To our delight, the August days were fairly warm, though the nights remained cool.  September was actually warmer than August, with many sunny days, and cool nights.  Then in mid-September, Don said it was time to harvest the honey.  One of our original ‘starter’ hives was healthy and strong, and yielded two supers of honey!  We invited some more interested neighbors over and had an extraction party in our basement!  One of the other spring package hives had only a few frames of excess honey so we donated these to one of the other weaker hives.   The hive that had requeened itself and swarmed produced only enough honey for its own winter use. We were pleased with our overall experience and count ourselves successful.  Not only did we double the number of managed honeybee hives from spring to fall, but we are eating and sharing our own honey with our friends and neighbors!

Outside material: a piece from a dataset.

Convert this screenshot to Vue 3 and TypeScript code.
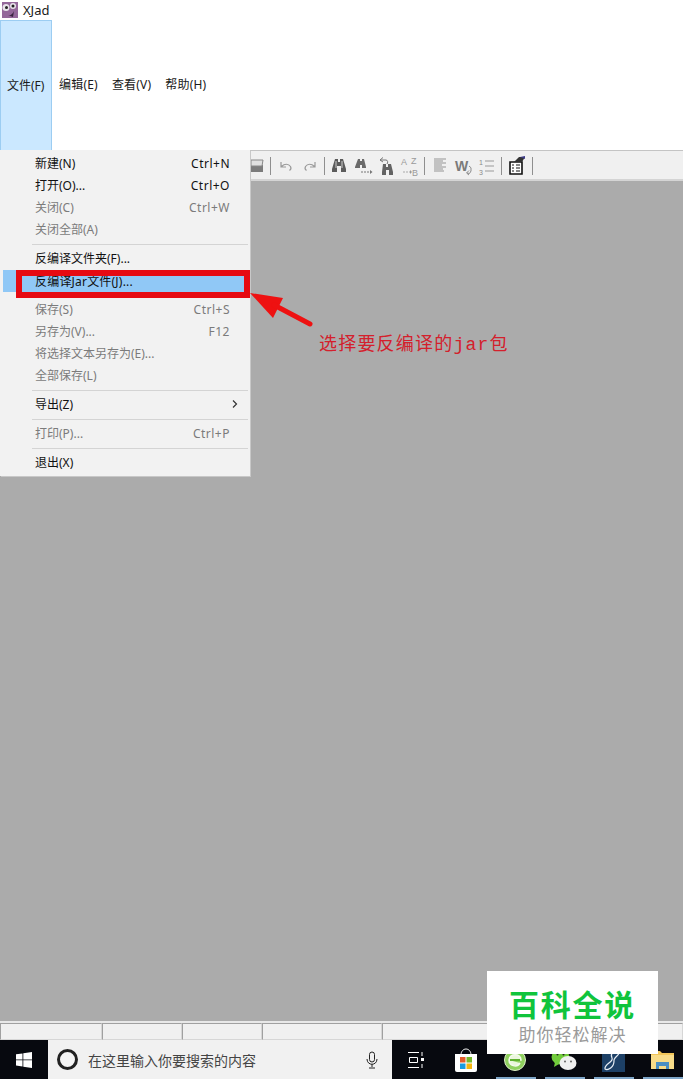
<script setup lang="ts">
interface Row { label?: string; key?: string; off?: boolean; sep?: boolean; arrow?: boolean; sel?: boolean }
const rows: Row[] = [
  { label: '新建(N)', key: 'Ctrl+N' },
  { label: '打开(O)...', key: 'Ctrl+O' },
  { label: '关闭(C)', key: 'Ctrl+W', off: true },
  { label: '关闭全部(A)', off: true },
  { sep: true },
  { label: '反编译文件夹(F)...' },
  { label: '反编译Jar文件(J)...', sel: true },
  { sep: true },
  { label: '保存(S)', key: 'Ctrl+S', off: true },
  { label: '另存为(V)...', key: 'F12', off: true },
  { label: '将选择文本另存为(E)...', off: true },
  { label: '全部保存(L)', off: true },
  { sep: true },
  { label: '导出(Z)', arrow: true },
  { sep: true },
  { label: '打印(P)...', key: 'Ctrl+P', off: true },
  { sep: true },
  { label: '退出(X)' },
]
const menus = ['编辑(E)', '查看(V)', '帮助(H)']
const cells = [102, 80, 80, 120]
</script>

<template>
  <div class="win">
    <header class="title">
      <svg class="logo" width="18" height="18" viewBox="0 0 18 18">
        <rect x="2" y="1" width="16" height="16" fill="#94689a" />
        <ellipse cx="6" cy="6.500" rx="3.500" ry="3.500" fill="#e8e4ea" />
        <ellipse cx="13" cy="5" rx="3" ry="3" fill="#e8e4ea" />
        <circle cx="6.500" cy="6.500" r="1.500" fill="#222" />
        <circle cx="13" cy="5" r="1.500" fill="#222" />
        <path d="M8 14q4 1 6-4l-1 6z" fill="#3a2440" />
      </svg>
      <span>XJad</span>
    </header>
    <nav class="menubar">
      <div class="menu active">文件(F)</div>
      <div v-for="m in menus" :key="m" class="menu">{{ m }}</div>
    </nav>
    <div class="toolbar">
      <svg width="300" height="28" viewBox="0 0 300 28" class="tools">
        <path d="M4 14h14v7H4z" fill="#7c7c7c" />
        <path d="M6 9h12l-1 6H6z" fill="#e0e0e0" stroke="#888" />
        <path d="M25.500 6v18M79.500 6v18M179.500 6v18M256.500 6v18M287.500 6v18" stroke="#8f8f8f" />
        <path d="M36 11v5h5M36.500 15.500c3-3 7-3 9 0 .8 1.500.5 3-1 4" fill="none" stroke="#9a9a9a" stroke-width="1.200" />
        <path d="M70 11v5h-5M69.500 15.500c-3-3-7-3-9 0-.8 1.500-.5 3 1 4" fill="none" stroke="#9a9a9a" stroke-width="1.200" />
        <path d="M90 8h3v3h2V8h3l3 10v3h-5v-6h-4v6h-5v-3z" fill="#5b5b5b" />
        <path d="M91 10v7M97 10v7" stroke="#cfcfcf" />
        <path d="M113 8h2v2h2V8h2l2 8v1h-4v-3h-2v3h-5v-1z" fill="#6a6a6a" />
        <path d="M116 21h10" stroke="#777" stroke-dasharray="2 1" />
        <path d="M125 19l2.500 2-2.500 2z" fill="#777" />
        <path d="M138 13h3v3h2v-3h3l2 8v3h-4v-5h-3v5h-4v-3z" fill="#636363" />
        <path d="M135 9h6c2 0 2 3 1 4M135 9l3-2.500M135 9l3 2" fill="none" stroke="#777" />
        <text x="156" y="14" class="tg">A</text>
        <text x="166" y="13" class="tg">Z</text>
        <text x="167" y="25" class="tg">B</text>
        <path d="M158 21h7" stroke="#aaa" stroke-dasharray="2 1" />
        <path d="M165 19l2 2-2 2z" fill="#999" />
        <path d="M189 8h12M189 10h9M189 12h12M189 14h8M189 16h12M189 18h9M189 20h10" stroke="#949494" />
        <text x="210" y="20" class="tw">W</text>
        <path d="M224 15q3 1 2 5t-4 2m2-2.500-2.500 2.500 2.500 2" fill="none" stroke="#8c8c8c" />
        <text x="234" y="14" class="tn">1</text>
        <text x="234" y="24" class="tn">3</text>
        <path d="M240 10h9M240 15h9M240 20h9" stroke="#9a9a9a" />
        <path d="M265 11h12v12h-12z" fill="#fff" stroke="#111" stroke-width="1.600" />
        <path d="M267 14h2M271 14h4M267 17h2M271 17h4M267 20h2M271 20h4" stroke="#111" />
        <path d="M269 11l5-5 6 0-3 5z" fill="#333" />
        <path d="M275 6l5-1v3z" fill="#3c3a86" />
      </svg>
    </div>
    <main class="work">
      <div class="filemenu">
        <template v-for="(r, i) in rows" :key="i">
          <div v-if="r.sep" class="sep"></div>
          <div v-else class="row" :class="{ off: r.off, sel: r.sel }">
            <span class="label">{{ r.label }}</span>
            <span v-if="r.key" class="key">{{ r.key }}</span>
            <svg v-if="r.arrow" class="arrow" width="6" height="8" viewBox="0 0 6 8"><path d="M1 .5 4.500 4 1 7.500" fill="none" stroke="#333" stroke-width="1.200" /></svg>
          </div>
        </template>
      </div>
      <div class="redbox"></div>
      <svg class="pointer" width="66" height="38" viewBox="0 0 66 38">
        <path d="M0 0 33 5 23 25z" fill="#ee1111" />
        <path d="M24 12 60 31" stroke="#ee1111" stroke-width="5" stroke-linecap="round" />
      </svg>
      <div class="note">选择要反编译的jar包</div>
    </main>
    <div class="status">
      <i v-for="(c, i) in cells" :key="i" :style="{ width: c + 'px' }"></i><i class="last"></i>
    </div>
    <footer class="taskbar">
      <div class="start">
        <svg width="16" height="16" viewBox="0 0 16 16"><path d="M0 2.300 6.500 1.400v6.100H0zM7.300 1.300 16 0v7.500H7.300zM0 8.300h6.500v6.200L0 13.600zM7.300 8.300H16V16l-8.700-1.200z" fill="#fff" /></svg>
      </div>
      <div class="search">
        <span class="cortana"></span>
        <span class="hint">在这里输入你要搜索的内容</span>
        <svg class="mic" width="12" height="18" viewBox="0 0 12 18"><rect x="3.500" y="1" width="5" height="10" rx="2.500" fill="none" stroke="#222" /><path d="M1 8c0 7 10 7 10 0M6 13v3M3 17h6" fill="none" stroke="#222" /></svg>
      </div>
      <div class="tray">
        <svg class="tv" width="18" height="18" viewBox="0 0 18 18"><path d="M1 1.500h11M1 16.500h11M2.500 6.500h8v5h-8zM15 1v4M15 13v4" fill="none" stroke="#fff" /><rect x="14" y="7" width="3" height="3" fill="#fff" /></svg>
        <div class="appslot"><svg width="24" height="24" viewBox="0 0 24 24"><path d="M7 7c0-8 10-8 10 0" fill="none" stroke="#fff" /><path d="M1 6h22v16a2 2 0 0 1-2 2H3a2 2 0 0 1-2-2z" fill="#fff" /><rect x="6" y="9" width="5.500" height="5.500" fill="#e55c2c" /><rect x="12.500" y="9" width="5.500" height="5.500" fill="#76b82a" /><rect x="6" y="15.500" width="5.500" height="5.500" fill="#1a9be0" /><rect x="12.500" y="15.500" width="5.500" height="5.500" fill="#f5b50f" /></svg></div>
        <div class="appslot line"><svg width="24" height="24" viewBox="0 0 24 24"><circle cx="12" cy="12" r="10.500" fill="#8fd05f" stroke="#dff0c8" /><path d="M6 12h12c0-7-11-7-12 0 0 6 8 8 11 3" fill="#eaf6dc" stroke="#f4faec" stroke-width="1.500" /><path d="M7 12h10" stroke="#5fb030" stroke-width="2" /></svg></div>
        <div class="appslot line"><svg width="26" height="22" viewBox="0 0 26 22"><ellipse cx="9.500" cy="8" rx="9" ry="7.500" fill="#72cc3c" /><path d="M4 13l-1 5 5-3z" fill="#72cc3c" /><ellipse cx="17" cy="14" rx="8.500" ry="7" fill="#f0f0f0" /><circle cx="6.500" cy="5.500" r="1" fill="#222" /><circle cx="12.500" cy="5.500" r="1" fill="#222" /><circle cx="14" cy="12.500" r="1" fill="#666" /><circle cx="20" cy="12.500" r="1" fill="#666" /></svg></div>
        <div class="appslot line"><svg width="23" height="24" viewBox="0 0 23 24"><rect width="23" height="24" fill="#1d4066" /><path d="M17 3c-6-1-9 3-7 7 2 4-8 6-7 11 3 2 9-2 9-8-1-4 7-6 5-10z" fill="none" stroke="#e8eef5" stroke-width="1.200" /></svg></div>
        <div class="appslot line"><svg width="23" height="18" viewBox="0 0 23 18"><path d="M0 0h9l2 2h12v16H0z" fill="#f2c65a" /><path d="M0 4h23v14H0z" fill="#f8dc8a" /><path d="M5 11h13v7H5z" fill="#4a8fc4" /><path d="M8 15h7v3H8z" fill="#f8dc8a" /></svg></div>
      </div>
    </footer>
    <aside class="badge">
      <div class="b1">百科全说</div>
      <div class="b2">助你轻松解决</div>
    </aside>
  </div>
</template>

<style>
html, body { margin: 0; }
</style>

<style scoped>
.win { position: relative; width: 683px; height: 1079px; overflow: hidden; display: flex; flex-direction: column; background: #fff; font-family: "Noto Sans", "Noto Sans CJK SC", sans-serif; font-size: 12px; color: #1a1a1a; }
.title { height: 20px; flex: none; display: flex; align-items: center; gap: 5px; font-size: 13px; line-height: 18px; padding-bottom: 1px; box-sizing: border-box; }
.logo { flex: none; }
.menubar { height: 130px; flex: none; display: flex; align-items: center; }
.menu { height: 100%; display: flex; align-items: center; padding: 0 7px 2px; box-sizing: border-box; white-space: nowrap; letter-spacing: .2px; }
.menu.active { width: 52px; background: #cbe8ff; border: 1px solid #9ccdf2; border-bottom: 0; padding: 0 6px 2px; letter-spacing: 0; }
.toolbar { height: 28px; flex: none; background: #f0f0f0; border-top: 1px solid #c4c4c4; border-bottom: 2px solid #d4d4d4; padding-left: 245px; display: flex; align-items: center; }
.tools { display: block; }
.tg { font-family: "Liberation Sans", sans-serif; font-size: 9px; fill: #9a9a9a; }
.tw { font-family: "Liberation Sans", sans-serif; font-size: 14px; font-weight: 700; fill: #7a7a7a; }
.tn { font-family: "Liberation Sans", sans-serif; font-size: 7px; fill: #8a8a8a; }
.work { flex: 1; position: relative; background: #ababab; }
.filemenu { position: absolute; left: 0; top: -31px; width: 250px; height: 326px; box-sizing: border-box; padding: 2px 0 0; background: #f2f2f2; box-shadow: 1px 1px 0 #c8c8c8; }
.row { height: 22px; display: flex; align-items: center; justify-content: space-between; padding: 0 20px 0 35px; color: #111; }
.row.off { color: #7b7b7b; }
.row.sel { background: #90c8f6; margin: 1px 0 0 3px; padding-left: 32px; letter-spacing: .2px; }
.key { letter-spacing: .5px; }
.arrow { margin-right: -8px; }
.sep { height: 1px; margin: 4px 2px 2px 32px; background: #d4d4d4; }
.row.sel + .sep { margin: 3px 2px 2px 32px; }
.redbox { position: absolute; left: 16px; top: 89px; width: 234px; height: 28px; box-sizing: border-box; border: 6px solid #e60a12; }
.pointer { position: absolute; left: 250px; top: 112px; }
.note { position: absolute; left: 319px; top: 152px; font-family: "Liberation Mono", "Noto Sans CJK SC", monospace; font-size: 18px; line-height: 24px; color: #d4202c; letter-spacing: 1.200px; white-space: nowrap; }
.status { height: 17px; flex: none; display: flex; background: #f0f0f0; border-top: 2px solid #e8e8e8; }
.status i { display: block; box-sizing: border-box; height: 100%; border: 1px solid #d6d6d6; border-top-color: #a0a0a0; border-left-color: #a0a0a0; }
.status .last { flex: 1; }
.taskbar { height: 39px; flex: none; background: #07090f; display: flex; align-items: stretch; }
.start { width: 48px; flex: none; display: flex; align-items: center; justify-content: center; }
.search { width: 344px; flex: none; background: #f1f1f1; display: flex; align-items: center; padding: 0 14px 0 9px; box-sizing: border-box; }
.cortana { width: 15px; height: 15px; border: 3px solid #222; border-radius: 50%; background: #f5f5f5; flex: none; }
.hint { margin-left: 10px; flex: 1; font-size: 14px; color: #444; }
.tray { flex: 1; display: flex; align-items: center; padding-left: 15px; }
.tv { flex: none; margin-right: 16.500px; }
.appslot { width: 49px; height: 39px; display: flex; align-items: center; justify-content: center; position: relative; flex: none; }
.line::after { content: ""; position: absolute; left: 5px; right: 4px; bottom: 0; height: 2px; background: #7ea6c9; }
.badge { position: absolute; left: 487px; top: 971px; width: 171px; height: 83px; background: #fff; text-align: center; display: flex; flex-direction: column; align-items: center; }
.b1 { margin-top: 16px; font-size: 30px; line-height: 36px; font-weight: 700; color: #10c43c; letter-spacing: 1.800px; white-space: nowrap; }
.b2 { font-size: 17px; line-height: 20px; margin-top: 2px; color: #9a9a9a; letter-spacing: 1px; white-space: nowrap; }
</style>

Farming is an interesting and unpredictable occupation.  It has been very enjoyable to become involved in yet another agricultural pursuit.  We’ve always welcomed the bees’ intervention in the pasture and in our garden.   This year we seem to be more actively involved in “keeping” them safe and thereby enhancing not only our produce, but also nature itself.  We had previously been aware of several ‘bee-trees’ in our area and were saddened whenever spring came and we found the bees hadn’t survived.  Honeybees have been struggling to survive, and we are pleased to be able to assist them.  We know there is no guarantee our bees will survive this coming winter.  But we will do what we can to protect and encourage them, for they most certainly do their part to contribute to our welfare and livelihood.

We look forward to next year’s beekeeping, and hope to learn more of their activities, and good management practices.  One of our family members gently ‘warned’ me that most beekeepers do not ‘catch’ swarms so easily.  Well, good.  Then I guess we are off to a most excellent start, here at the end our rookie season!

Submitted by Don Rewa, based on his sister’s rookie bee keeping experience from the summer of 2009.